Ce livre n’est pas destiné aux amateurs de thrillers sanglants et encore moins aux allergiques de l’autodérision. Il s’adresse principalement à ceux qui aiment les coulisses du monde littéraire, les situations cocasses, les personnages un peu barrés, et les intrigues qui se prennent moins au sérieux qu’elles en ont l’air.
C’est une comédie de mœurs, un petit théâtre du livre, un roman-jeu sympathique et un brin déjanté.

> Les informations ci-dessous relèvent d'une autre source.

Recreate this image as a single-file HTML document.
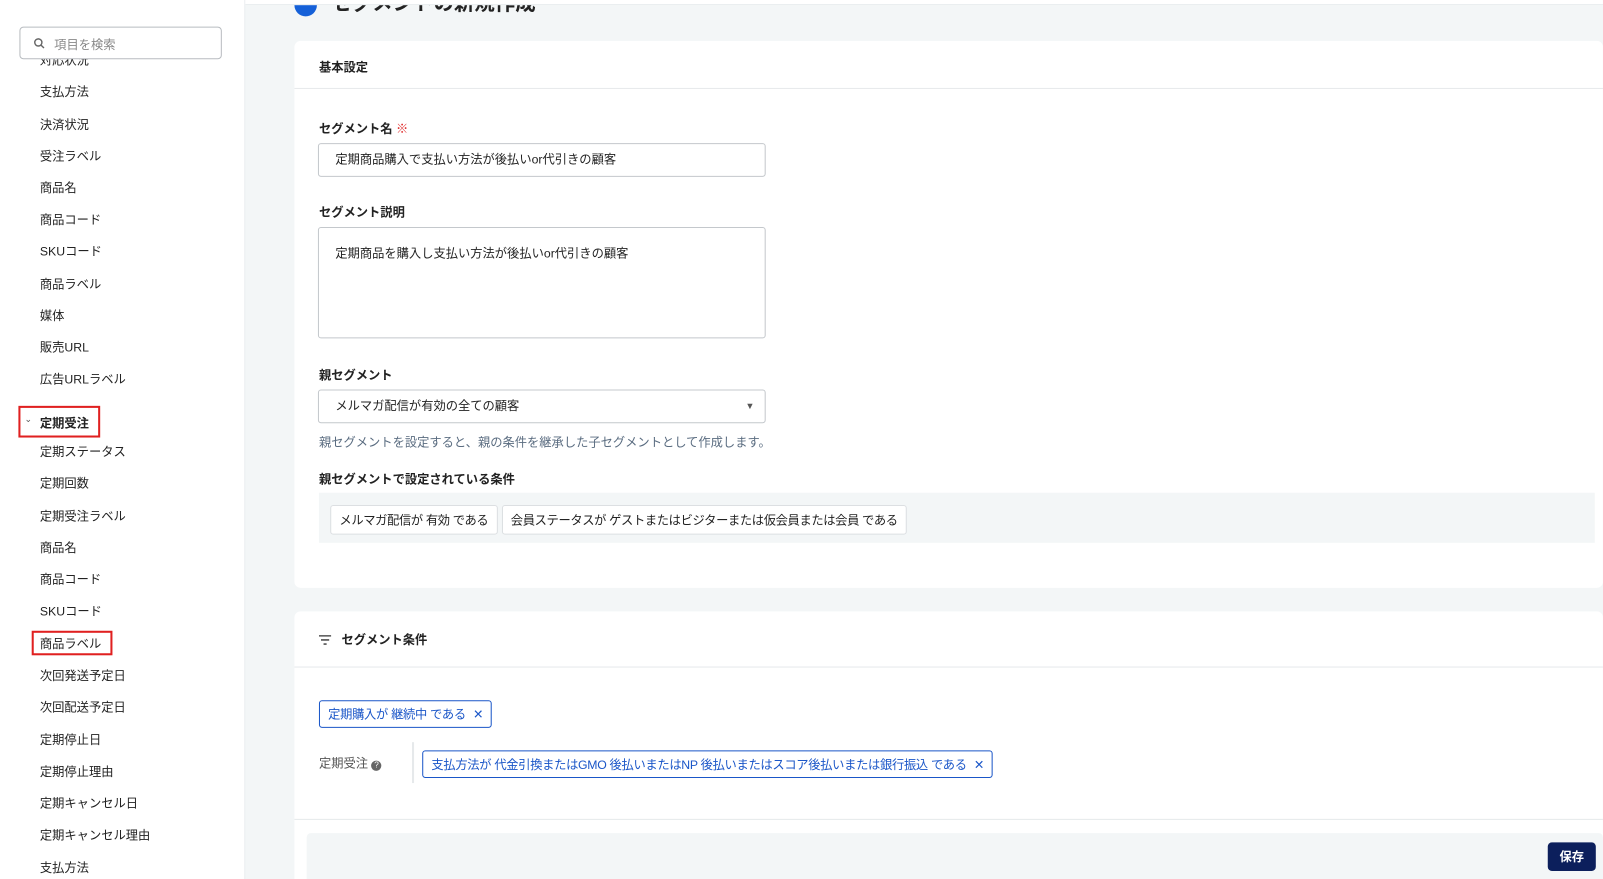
<!DOCTYPE html>
<html><head><meta charset="utf-8"><style>
*{box-sizing:border-box;margin:0;padding:0}
html,body{width:1603px;height:879px;overflow:hidden;background:#f3f6f7}
body{font-family:"Liberation Sans","Noto Sans CJK JP",sans-serif;color:#222}
#w{position:absolute;left:0;top:0;width:1568px;height:860px;transform:scale(1.0223);transform-origin:0 0;overflow:hidden}
.side{position:absolute;left:0;top:0;width:240px;height:860px;background:#fff;border-right:1px solid #e8ecee}
.search{position:absolute;left:19px;top:26px;width:198px;height:32px;border:1px solid #b8bcc0;border-radius:4px;background:#fff;font-size:12px;color:#888;padding:8px 0 0 33px;z-index:2}
.search svg{position:absolute;left:13px;top:10px}
.it{position:absolute;left:39px;font-size:12px;color:#222}
.topbar{position:absolute;left:240px;top:0;right:0;height:5px;background:#fff;border-bottom:1px solid #e8ecee;z-index:3}
.title{position:absolute;left:288px;top:-13px;font-size:20px;font-weight:bold;color:#222}
.title i{display:inline-block;width:22px;height:22px;border-radius:50%;background:#1560d8;vertical-align:middle;margin-right:14px}
.card{position:absolute;left:288px;right:0;background:#fff;border-radius:6px}
.hd{height:47px;border-bottom:1px solid #e6e9eb;font-size:12px;font-weight:bold;padding:17px 0 0 24px}
.lbl{position:absolute;left:24px;font-size:12px;font-weight:bold;color:#222}
.inp{position:absolute;left:23px;width:438px;border:1px solid #c4c8cc;border-radius:3px;font-size:12px;padding:0 16px;color:#222}
.chip{display:inline-block;border:1px solid #dcdfe2;border-radius:3px;background:#fff;font-size:12px;padding:5px 8px;margin-right:4px;letter-spacing:-0.35px}
.tag{position:absolute;border:1px solid #1a56c8;border-radius:3px;color:#1a56c8;font-size:12px;padding:4px 8px;background:#fff;letter-spacing:-0.3px}
.red{position:absolute;border:2px solid #e02020}
</style></head><body><div id="w">
<div class="side">
<div class="search"><svg width="11" height="11" viewBox="0 0 11 11"><circle cx="4.5" cy="4.5" r="3.5" stroke="#666" stroke-width="1.4" fill="none"/><path d="M7 7l3 3" stroke="#666" stroke-width="1.4"/></svg>項目を検索</div>
<div class="it" style="top:50px">対応状況</div>
<div class="it" style="top:81px">支払方法</div>
<div class="it" style="top:113px">決済状況</div>
<div class="it" style="top:144px">受注ラベル</div>
<div class="it" style="top:175px">商品名</div>
<div class="it" style="top:206px">商品コード</div>
<div class="it" style="top:237px">SKUコード</div>
<div class="it" style="top:269px">商品ラベル</div>
<div class="it" style="top:300px">媒体</div>
<div class="it" style="top:331px">販売URL</div>
<div class="it" style="top:362px">広告URLラベル</div>
<div class="red" style="left:18px;top:397px;width:80px;height:31px"></div>
<div class="it" style="left:24px;top:405px;font-size:9px;color:#555">⌄</div>
<div class="it" style="top:405px;font-weight:bold">定期受注</div>
<div class="it" style="top:433px">定期ステータス</div>
<div class="it" style="top:464px">定期回数</div>
<div class="it" style="top:496px">定期受注ラベル</div>
<div class="it" style="top:527px">商品名</div>
<div class="it" style="top:558px">商品コード</div>
<div class="it" style="top:589px">SKUコード</div>
<div class="red" style="left:31px;top:617px;width:79px;height:24px"></div>
<div class="it" style="top:621px">商品ラベル</div>
<div class="it" style="top:652px">次回発送予定日</div>
<div class="it" style="top:683px">次回配送予定日</div>
<div class="it" style="top:715px">定期停止日</div>
<div class="it" style="top:746px">定期停止理由</div>
<div class="it" style="top:777px">定期キャンセル日</div>
<div class="it" style="top:808px">定期キャンセル理由</div>
<div class="it" style="top:840px">支払方法</div>
</div>
<div class="topbar"></div>
<div class="title"><i></i>セグメントの新規作成</div>
<div class="card" style="top:40px;height:535px">
<div class="hd">基本設定</div>
<div class="lbl" style="top:77px">セグメント名 <span style="color:#e03030;font-weight:normal">※</span></div>
<div class="inp" style="top:100px;height:33px;line-height:31px">定期商品購入で支払い方法が後払いor代引きの顧客</div>
<div class="lbl" style="top:159px">セグメント説明</div>
<div class="inp" style="top:182px;height:109px;padding-top:16px">定期商品を購入し支払い方法が後払いor代引きの顧客</div>
<div class="lbl" style="top:318px">親セグメント</div>
<div class="inp" style="top:341px;height:33px;line-height:31px">メルマガ配信が有効の全ての顧客<span style="position:absolute;right:10px;top:0;font-size:9px;color:#555">▼</span></div>
<div style="position:absolute;left:24px;top:384px;font-size:12px;color:#5a6c80">親セグメントを設定すると、親の条件を継承した子セグメントとして作成します。</div>
<div class="lbl" style="top:420px">親セグメントで設定されている条件</div>
<div style="position:absolute;left:24px;top:442px;width:1248px;height:49px;background:#f3f6f7;padding:12px 0 0 11px"><span class="chip">メルマガ配信が 有効 である</span><span class="chip">会員ステータスが ゲストまたはビジターまたは仮会員または会員 である</span></div>
</div>
<div class="card" style="top:598px;height:290px">
<div class="hd" style="height:55px;padding-top:19px"><svg width="12" height="10" viewBox="0 0 12 10" style="margin-right:10px;vertical-align:-1px"><path d="M0 1h12M2 5h8M4.5 9h3" stroke="#333" stroke-width="1.3"/></svg>セグメント条件</div>
<div class="tag" style="left:24px;top:87px">定期購入が 継続中 である <span style="margin-left:4px">✕</span></div>
<div style="position:absolute;left:24px;top:140px;font-size:12px;color:#555">定期受注 <span style="display:inline-block;width:10px;height:10px;border-radius:50%;background:#666;color:#fff;font-size:8px;text-align:center;line-height:10px;vertical-align:0">?</span></div>
<div style="position:absolute;left:115px;top:128px;width:2px;height:40px;background:#e6e9eb"></div>
<div class="tag" style="left:125px;top:136px">支払方法が 代金引換またはGMO 後払いまたはNP 後払いまたはスコア後払いまたは銀行振込 である <span style="margin-left:4px">✕</span></div>
<div style="position:absolute;left:0;right:0;top:203px;border-top:1px solid #e6e9eb"></div>
<div style="position:absolute;left:12px;right:0;top:217px;height:80px;background:#f3f6f7;border-radius:4px"></div>
<div style="position:absolute;left:1226px;top:226px;width:47px;height:28px;background:#0c1f5c;border-radius:4px;color:#fff;font-size:12px;font-weight:bold;text-align:center;line-height:28px">保存</div>
</div>
</div></body></html>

Et surtout, c’est un roman écrit avec cette fraîcheur qui manque parfois aux polars trop calibrés. On y sent l’envie, la joie d’écrire, le plaisir de raconter, et l’humour d’une autrice qui ne cherche pas à en mettre plein la vue, mais à embarquer son lecteur dans une farce littéraire pleine de tendresse.
Donc (et pour résumer) un polar joyeusement désinvolte, un Cluedo de salon du livre, un hommage malicieux à l’univers des auteurs en dédicace...
Dame Isabelle signe là un second roman aussi espiègle que prometteur, où l’on rit autant de l’enquête que de soi-même. Et franchement, après ça, on regardera les salons du livre d’un autre œil.Surtout si quelqu’un s’écroule entre deux piles de romans.
D’ailleurs, par précaution, la prochaine fois qu’un auteur vous invitera à son stand avec un grand sourire en vous disant :
« Venez donc, je vais vous dédicacer un de mes ouvrages ! »
Vérifiez bien qu’il ne tient pas, serré dans sa main, un coupe-papier (ou autre objet contendant). On ne sait jamais, avec ces gens-là…
Les auteurs tueraient pour un bon mot.